When the police arrived, they asked to search Nilsen’s attic flat, where they were met with the stench of rotting flesh.

When Detective Chief Inspector Peter Jay asked where the remains of the body were, Nilsen directed the police to a cupboard where officers detected the same strong smell.

Nilsen was immediately arrested on suspicion of murder and taken to Hornsey police station where he was interviewed.

On February 10, Nilsen confessed there were other human remains in his flat and even named some of his victims.

He also told police he had carried out other killings at his former address on Melrose Avenue and showed them three locations in the garden where he had burned his victims’ remains.

The Trial

Nilsen’s trial began on October 24, 1983, at the Old Bailey in London.

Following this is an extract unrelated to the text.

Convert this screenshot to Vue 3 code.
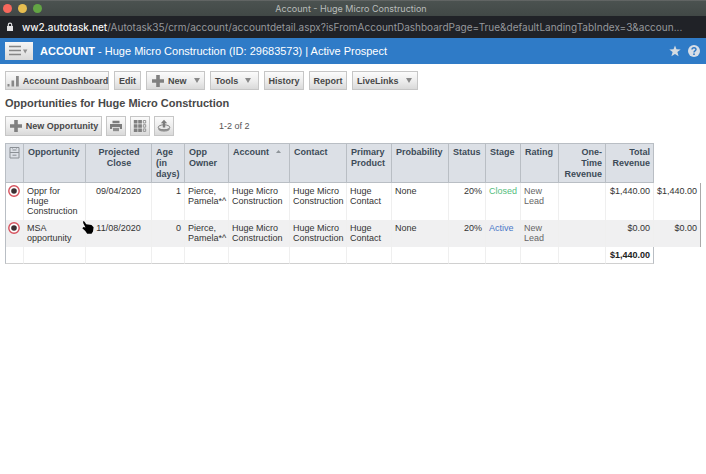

He had been charged with six counts of murder and two of attempted murder, all of which he pleaded not guilty.

The prosecution argued Nilsen was sane and had killed with premeditation.

Nilsen’s defence argued Nilsen should be convicted of manslaughter on the grounds of diminished responsibility.

Nilsen was sentenced to life imprisonment on November 4, 1983, with a recommendation that he serves a minimum of 25 years.

In 1994, the minimum term of 25 years was replaced by a whole life sentence by Home Secretary Michael Howard.

He served the majority of his sentence at Full Sutton maximum security prison.
Nilsen died in prison on May 12, 2018 from a pulmonary embolism and retroperitoneal haemorrhage. He was 72-years-old at the time of his death.